[Source records]

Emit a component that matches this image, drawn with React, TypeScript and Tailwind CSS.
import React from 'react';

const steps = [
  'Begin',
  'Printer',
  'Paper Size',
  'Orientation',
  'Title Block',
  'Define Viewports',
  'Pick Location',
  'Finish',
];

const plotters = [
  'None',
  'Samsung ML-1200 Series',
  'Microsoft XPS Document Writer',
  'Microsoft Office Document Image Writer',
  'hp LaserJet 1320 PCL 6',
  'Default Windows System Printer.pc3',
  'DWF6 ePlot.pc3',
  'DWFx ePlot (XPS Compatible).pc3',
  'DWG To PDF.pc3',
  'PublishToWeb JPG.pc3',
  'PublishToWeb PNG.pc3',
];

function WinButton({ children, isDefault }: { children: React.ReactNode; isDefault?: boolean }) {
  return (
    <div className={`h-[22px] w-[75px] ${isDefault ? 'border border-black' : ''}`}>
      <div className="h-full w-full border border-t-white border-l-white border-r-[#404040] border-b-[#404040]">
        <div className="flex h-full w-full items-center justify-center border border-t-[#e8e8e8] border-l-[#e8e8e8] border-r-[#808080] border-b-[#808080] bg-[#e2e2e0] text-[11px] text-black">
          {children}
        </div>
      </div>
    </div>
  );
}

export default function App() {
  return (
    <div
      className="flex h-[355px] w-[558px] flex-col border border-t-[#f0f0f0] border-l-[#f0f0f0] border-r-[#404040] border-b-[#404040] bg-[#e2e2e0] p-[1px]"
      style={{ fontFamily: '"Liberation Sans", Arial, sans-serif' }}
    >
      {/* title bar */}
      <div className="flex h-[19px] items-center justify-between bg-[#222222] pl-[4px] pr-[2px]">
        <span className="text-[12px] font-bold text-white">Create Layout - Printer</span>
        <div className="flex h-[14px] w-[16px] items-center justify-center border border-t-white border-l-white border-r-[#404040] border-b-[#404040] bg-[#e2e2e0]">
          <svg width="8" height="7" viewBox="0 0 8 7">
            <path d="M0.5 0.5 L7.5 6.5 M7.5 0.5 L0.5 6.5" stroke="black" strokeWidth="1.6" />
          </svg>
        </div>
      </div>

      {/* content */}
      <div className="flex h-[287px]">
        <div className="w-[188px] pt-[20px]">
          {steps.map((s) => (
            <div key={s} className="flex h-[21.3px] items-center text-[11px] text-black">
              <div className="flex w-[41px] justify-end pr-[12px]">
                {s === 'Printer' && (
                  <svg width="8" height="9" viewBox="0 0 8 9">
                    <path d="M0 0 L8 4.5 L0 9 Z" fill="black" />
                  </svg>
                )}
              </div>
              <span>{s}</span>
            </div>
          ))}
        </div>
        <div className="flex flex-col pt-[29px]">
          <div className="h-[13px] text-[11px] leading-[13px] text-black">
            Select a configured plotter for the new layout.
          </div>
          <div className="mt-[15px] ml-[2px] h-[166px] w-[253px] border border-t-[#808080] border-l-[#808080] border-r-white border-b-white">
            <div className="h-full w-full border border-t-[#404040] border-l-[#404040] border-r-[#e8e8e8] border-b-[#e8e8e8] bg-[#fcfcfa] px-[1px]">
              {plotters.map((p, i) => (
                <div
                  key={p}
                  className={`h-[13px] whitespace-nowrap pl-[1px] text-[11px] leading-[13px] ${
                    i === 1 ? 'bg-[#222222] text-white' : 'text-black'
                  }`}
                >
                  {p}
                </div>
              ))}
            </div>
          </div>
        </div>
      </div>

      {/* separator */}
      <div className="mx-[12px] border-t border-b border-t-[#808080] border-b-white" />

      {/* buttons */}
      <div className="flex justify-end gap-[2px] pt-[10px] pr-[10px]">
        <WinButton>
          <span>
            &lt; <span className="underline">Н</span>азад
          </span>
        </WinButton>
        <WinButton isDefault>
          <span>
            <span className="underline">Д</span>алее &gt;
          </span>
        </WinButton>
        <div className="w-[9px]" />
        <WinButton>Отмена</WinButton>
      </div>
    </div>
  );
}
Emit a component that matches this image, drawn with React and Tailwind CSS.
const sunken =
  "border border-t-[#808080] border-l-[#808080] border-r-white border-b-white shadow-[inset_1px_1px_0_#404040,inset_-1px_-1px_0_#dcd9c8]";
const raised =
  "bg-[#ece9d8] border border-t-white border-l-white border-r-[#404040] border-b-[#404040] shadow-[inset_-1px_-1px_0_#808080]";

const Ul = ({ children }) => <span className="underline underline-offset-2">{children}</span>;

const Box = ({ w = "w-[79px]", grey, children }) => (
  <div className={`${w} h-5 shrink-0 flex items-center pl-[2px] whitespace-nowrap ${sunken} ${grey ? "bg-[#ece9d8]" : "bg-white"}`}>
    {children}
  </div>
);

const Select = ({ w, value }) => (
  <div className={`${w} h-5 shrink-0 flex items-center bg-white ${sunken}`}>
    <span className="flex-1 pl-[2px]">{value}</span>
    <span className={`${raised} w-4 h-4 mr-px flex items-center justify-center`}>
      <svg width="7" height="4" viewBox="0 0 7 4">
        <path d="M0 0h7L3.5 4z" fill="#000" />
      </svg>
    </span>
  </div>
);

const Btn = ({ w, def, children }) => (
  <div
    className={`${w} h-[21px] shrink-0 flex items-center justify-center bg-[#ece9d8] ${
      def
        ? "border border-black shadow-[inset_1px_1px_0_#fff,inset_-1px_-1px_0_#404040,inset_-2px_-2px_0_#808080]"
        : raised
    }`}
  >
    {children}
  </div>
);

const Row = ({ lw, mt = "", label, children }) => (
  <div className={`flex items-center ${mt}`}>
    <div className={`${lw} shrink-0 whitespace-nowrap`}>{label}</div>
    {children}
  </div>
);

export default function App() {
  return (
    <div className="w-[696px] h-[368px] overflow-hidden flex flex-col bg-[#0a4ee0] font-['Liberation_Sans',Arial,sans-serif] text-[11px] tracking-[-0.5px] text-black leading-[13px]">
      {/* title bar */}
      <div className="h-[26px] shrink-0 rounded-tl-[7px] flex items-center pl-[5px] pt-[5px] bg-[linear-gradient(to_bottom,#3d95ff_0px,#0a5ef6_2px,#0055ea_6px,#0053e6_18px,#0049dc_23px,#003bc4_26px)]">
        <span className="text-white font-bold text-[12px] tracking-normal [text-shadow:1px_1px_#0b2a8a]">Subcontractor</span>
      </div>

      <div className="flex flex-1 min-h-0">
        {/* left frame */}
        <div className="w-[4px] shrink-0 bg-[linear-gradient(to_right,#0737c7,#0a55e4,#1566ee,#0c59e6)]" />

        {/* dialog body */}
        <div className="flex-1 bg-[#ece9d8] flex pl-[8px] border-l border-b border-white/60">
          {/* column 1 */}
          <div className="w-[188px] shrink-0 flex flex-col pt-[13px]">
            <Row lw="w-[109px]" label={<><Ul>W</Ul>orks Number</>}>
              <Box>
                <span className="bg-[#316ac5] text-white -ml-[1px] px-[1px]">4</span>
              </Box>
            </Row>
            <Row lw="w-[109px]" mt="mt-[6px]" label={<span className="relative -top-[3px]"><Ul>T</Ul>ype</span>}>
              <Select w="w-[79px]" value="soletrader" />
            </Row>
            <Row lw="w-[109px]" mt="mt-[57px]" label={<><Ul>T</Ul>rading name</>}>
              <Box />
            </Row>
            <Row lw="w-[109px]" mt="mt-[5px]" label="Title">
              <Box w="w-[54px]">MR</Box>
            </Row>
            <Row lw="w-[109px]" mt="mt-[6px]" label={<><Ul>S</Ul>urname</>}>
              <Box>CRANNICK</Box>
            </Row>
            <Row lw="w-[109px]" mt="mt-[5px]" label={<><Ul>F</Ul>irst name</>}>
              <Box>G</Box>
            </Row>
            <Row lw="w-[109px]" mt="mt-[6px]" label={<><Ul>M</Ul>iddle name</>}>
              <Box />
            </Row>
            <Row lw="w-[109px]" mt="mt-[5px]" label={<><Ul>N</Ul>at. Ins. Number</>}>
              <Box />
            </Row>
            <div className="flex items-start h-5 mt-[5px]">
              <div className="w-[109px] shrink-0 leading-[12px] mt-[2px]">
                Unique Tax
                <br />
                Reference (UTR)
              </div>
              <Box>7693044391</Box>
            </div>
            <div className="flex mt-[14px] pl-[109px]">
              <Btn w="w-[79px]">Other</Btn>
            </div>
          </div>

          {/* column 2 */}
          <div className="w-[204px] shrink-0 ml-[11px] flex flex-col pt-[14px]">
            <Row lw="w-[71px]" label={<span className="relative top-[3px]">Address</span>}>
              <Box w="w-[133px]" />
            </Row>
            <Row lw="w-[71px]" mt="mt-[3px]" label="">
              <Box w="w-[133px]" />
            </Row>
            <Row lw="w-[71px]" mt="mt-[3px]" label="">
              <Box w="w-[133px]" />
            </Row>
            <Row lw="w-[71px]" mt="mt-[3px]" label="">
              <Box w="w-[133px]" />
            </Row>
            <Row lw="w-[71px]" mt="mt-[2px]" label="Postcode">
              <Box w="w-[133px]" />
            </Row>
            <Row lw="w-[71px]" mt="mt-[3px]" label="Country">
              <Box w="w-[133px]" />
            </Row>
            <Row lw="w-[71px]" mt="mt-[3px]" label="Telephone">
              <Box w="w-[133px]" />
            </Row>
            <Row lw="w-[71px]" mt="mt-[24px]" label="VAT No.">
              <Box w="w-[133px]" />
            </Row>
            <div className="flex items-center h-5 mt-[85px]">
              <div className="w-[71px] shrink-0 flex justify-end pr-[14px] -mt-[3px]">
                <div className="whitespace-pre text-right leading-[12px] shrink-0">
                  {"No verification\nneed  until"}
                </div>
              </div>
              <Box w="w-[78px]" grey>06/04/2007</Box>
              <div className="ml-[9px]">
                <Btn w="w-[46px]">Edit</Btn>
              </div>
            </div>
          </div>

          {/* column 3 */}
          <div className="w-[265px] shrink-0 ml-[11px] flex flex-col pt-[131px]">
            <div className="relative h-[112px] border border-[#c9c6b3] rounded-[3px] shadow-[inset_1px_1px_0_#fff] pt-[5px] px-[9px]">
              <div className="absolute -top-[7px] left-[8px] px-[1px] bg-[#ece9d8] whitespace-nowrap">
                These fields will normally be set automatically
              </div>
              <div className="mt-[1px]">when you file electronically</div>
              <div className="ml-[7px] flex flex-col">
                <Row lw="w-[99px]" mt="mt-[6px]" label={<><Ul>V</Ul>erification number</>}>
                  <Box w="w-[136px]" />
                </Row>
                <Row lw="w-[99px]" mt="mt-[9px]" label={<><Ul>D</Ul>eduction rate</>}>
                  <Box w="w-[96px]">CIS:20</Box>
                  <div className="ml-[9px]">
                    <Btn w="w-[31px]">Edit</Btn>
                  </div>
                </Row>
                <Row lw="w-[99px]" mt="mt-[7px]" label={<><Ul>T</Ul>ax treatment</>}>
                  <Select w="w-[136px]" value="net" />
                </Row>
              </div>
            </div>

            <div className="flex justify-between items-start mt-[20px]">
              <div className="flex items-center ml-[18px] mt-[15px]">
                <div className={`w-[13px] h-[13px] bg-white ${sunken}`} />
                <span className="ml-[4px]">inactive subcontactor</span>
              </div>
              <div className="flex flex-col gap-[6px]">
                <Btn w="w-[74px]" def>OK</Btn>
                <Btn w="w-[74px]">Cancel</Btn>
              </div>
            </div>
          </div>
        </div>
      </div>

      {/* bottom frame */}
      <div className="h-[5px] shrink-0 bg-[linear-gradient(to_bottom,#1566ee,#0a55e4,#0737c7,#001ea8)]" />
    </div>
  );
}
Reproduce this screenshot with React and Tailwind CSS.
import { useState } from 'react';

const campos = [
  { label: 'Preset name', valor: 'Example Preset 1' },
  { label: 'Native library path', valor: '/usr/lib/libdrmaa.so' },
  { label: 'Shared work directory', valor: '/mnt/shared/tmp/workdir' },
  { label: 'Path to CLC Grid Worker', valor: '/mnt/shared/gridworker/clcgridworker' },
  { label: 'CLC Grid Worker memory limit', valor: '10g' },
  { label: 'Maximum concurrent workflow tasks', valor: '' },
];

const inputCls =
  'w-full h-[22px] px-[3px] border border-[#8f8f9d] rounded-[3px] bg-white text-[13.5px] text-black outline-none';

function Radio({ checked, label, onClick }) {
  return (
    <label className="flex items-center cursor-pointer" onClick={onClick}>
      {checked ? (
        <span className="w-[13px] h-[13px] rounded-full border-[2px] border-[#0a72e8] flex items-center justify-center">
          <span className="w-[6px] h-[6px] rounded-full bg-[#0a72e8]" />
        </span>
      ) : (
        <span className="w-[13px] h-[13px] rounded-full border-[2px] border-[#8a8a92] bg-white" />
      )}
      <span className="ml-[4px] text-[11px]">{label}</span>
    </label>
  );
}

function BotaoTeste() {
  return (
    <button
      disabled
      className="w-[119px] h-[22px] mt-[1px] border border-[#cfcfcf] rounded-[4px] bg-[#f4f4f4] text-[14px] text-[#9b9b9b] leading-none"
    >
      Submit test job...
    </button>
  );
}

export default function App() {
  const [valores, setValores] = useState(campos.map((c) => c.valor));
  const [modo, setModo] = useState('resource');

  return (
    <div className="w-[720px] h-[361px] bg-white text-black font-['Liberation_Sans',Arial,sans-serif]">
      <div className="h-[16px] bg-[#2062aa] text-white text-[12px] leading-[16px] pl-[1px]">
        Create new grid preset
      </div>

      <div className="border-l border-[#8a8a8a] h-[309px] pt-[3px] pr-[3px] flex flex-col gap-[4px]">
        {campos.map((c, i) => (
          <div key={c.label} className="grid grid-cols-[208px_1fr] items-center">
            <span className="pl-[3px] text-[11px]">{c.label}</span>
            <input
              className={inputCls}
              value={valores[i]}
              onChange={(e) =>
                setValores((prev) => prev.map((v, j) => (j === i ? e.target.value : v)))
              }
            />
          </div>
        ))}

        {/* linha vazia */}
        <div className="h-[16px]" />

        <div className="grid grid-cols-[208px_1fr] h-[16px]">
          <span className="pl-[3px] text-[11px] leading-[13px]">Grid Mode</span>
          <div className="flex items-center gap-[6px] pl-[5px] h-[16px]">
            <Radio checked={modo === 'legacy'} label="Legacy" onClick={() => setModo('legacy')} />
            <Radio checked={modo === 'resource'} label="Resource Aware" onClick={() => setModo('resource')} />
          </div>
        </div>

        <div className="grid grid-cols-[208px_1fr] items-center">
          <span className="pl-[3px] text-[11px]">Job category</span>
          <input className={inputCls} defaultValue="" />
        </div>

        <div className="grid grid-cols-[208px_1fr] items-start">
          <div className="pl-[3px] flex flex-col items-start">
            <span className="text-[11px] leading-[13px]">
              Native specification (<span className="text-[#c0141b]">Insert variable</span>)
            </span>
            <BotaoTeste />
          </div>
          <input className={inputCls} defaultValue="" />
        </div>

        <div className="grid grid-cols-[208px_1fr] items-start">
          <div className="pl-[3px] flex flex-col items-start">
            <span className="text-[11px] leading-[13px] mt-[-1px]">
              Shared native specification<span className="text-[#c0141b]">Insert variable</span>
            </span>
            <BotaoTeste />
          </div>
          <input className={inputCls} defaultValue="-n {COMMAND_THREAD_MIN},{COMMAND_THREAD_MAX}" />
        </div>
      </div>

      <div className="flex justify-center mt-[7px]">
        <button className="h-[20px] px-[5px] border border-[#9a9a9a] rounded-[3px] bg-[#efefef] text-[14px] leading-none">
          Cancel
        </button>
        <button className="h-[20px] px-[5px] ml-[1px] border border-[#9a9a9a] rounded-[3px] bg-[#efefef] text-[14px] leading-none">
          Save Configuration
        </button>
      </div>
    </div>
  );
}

- DIRECTIONS -
Only the lines from the one bearing "Reproduce this screenshot" through the one bearing "text-[13.5px] text-black outline-none';" should be repeated, exactly as given.

- WORKED ANSWER -
Reproduce this screenshot with React and Tailwind CSS.
import { useState } from 'react';

const campos = [
  { label: 'Preset name', valor: 'Example Preset 1' },
  { label: 'Native library path', valor: '/usr/lib/libdrmaa.so' },
  { label: 'Shared work directory', valor: '/mnt/shared/tmp/workdir' },
  { label: 'Path to CLC Grid Worker', valor: '/mnt/shared/gridworker/clcgridworker' },
  { label: 'CLC Grid Worker memory limit', valor: '10g' },
  { label: 'Maximum concurrent workflow tasks', valor: '' },
];

const inputCls =
  'w-full h-[22px] px-[3px] border border-[#8f8f9d] rounded-[3px] bg-white text-[13.5px] text-black outline-none';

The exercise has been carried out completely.